Comment: Here’s how Trump can make his tariff rebates work well

Just don’t tell him the idea uses Canada’s approach regarding rebates for its consumption tax.

By Claudia Sahm / Bloomberg Opinion

President Donald Trump is promoting the idea of sending a $2,000 check to most Americans funded by revenues brought by his tariffs on imports.

The scheme has received a frosty reception from Trump’s fellow Republicans in Congress and economists alike, and they are unlikely to happen. If the White House really wants to ease the burden that tariffs have created for lower-income households, then it might want to look to our neighbor to the north, Canada, which has become a global leader in making consumption taxes more equitable.

Tariffs, which total around $200 billion this year through October, are essentially a regressive consumption tax. The duties are paid by importers, which then try to pass their added costs to their customers, which typically increases the prices of imported goods paid by consumers. That’s the tax. Even when the prices paid are the same across all consumers, the loss of purchasing power is greatest for those with the least income. Because lower-income households already spend a higher share of their income, they must spend an even greater percentage of their incomes when prices rise due to tariffs.

The regressivity of the Trump administration’s tariffs is substantial. The Budget Lab at Yale estimates the costs to consumers in the near term will be 2.4 percent of annual income for households in the bottom earnings decile (10 percent). For the top decile, it’s only 0.8 percent of income. The burden is three times larger for the bottom than the top, so tariffs reinforce the “K-shaped” dynamics in the economy. In addition to being less equitable, regressive taxes magnify the severity of a recession, since a household’s after-tax resources fall faster than their income.

Tariffs are clearly not an ideal way to raise tax revenue. But a better design could mitigate some of the economic harm to lower-income households. Several countries use targeted payments to offset the regressivity of consumption taxes. Canada is a prime example. It pairs a value-added tax on most goods and services with quarterly payments to low- and moderate-income households based on family income, marital status and the number of children.

The purpose is to counteract the regressivity of the tax. The total credits accounted for 12 percent of consumption tax revenues, according to a government evaluation in 2017. The credits more than offset the cost of the tax for the lowest decile of households by income and reduced the cost for other low and moderate-income households with the relief tapering off as income rises. Pairing the consumption tax with the quarterly credits almost entirely reversed its regressivity. In 2022, the Canadian government doubled the credit for six months to help offset the rise in inflation rates.

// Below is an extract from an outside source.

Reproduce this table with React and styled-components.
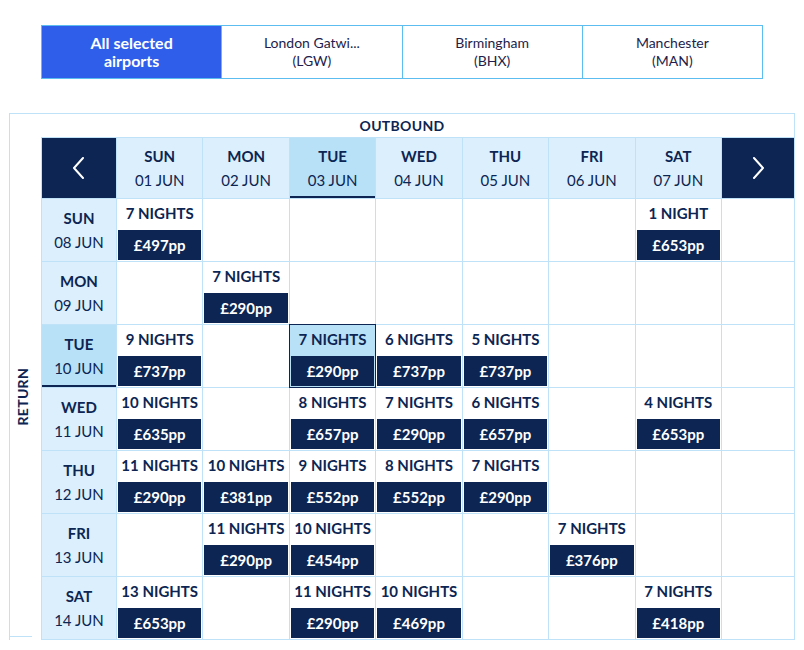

A revamp of Trump’s $2,000 payments, guided by Canada’s experience, would require several changes. First, payments should be much smaller and calibrated to the burden caused by the tariffs. The tariffs, according to the Budget Lab, cost households in the lowest decile less than $1,000 annually, and the median household cost is $1,400. Next, to compensate for the regressivity of tariffs, the payment should be tied to household income and phased out as income rises.

Also, a quarterly payment or a monthly payment would be better than a large one-time payment. The smaller, recurring payments would more closely match the extra costs incurred from regular purchases of goods. It would also be less inflationary because it would have a smaller effect on aggregate demand. Research on prior stimulus programs showed that consumers spend more from a large one-time payment than from smaller repeated payments. Smaller, repeated payments also spread the boost to aggregate demand out over time, limiting the risk of inflationary supply-demand imbalances.

Easing the burden of tariff policy on lower-income households is particularly important given other regressive policy changes this year. The Congressional Budget Office estimated how the provisions in the One Big Beautiful Bill Act would affect different income groups. While, on average, households were expected to see an increase in resources during the next 10 years from the legislation, those of low-income households were expected to decrease largely due to cuts in Medicaid and food stamps.

The $2,000 checks would be attention-grabbing, but they are poorly targeted and could end up creating even larger affordability problems than the tariffs. The White House needs to be clear about the burden that tariffs as a consumption tax impose and craft policies to lessen the harm on the least well-off. Canada won’t ever be our 51st state, but it can be a role model for our national policy.

Claudia Sahm is the chief economist at New Century Advisors and a former Federal Reserve economist. She is the creator of the Sahm rule, a recession indicator.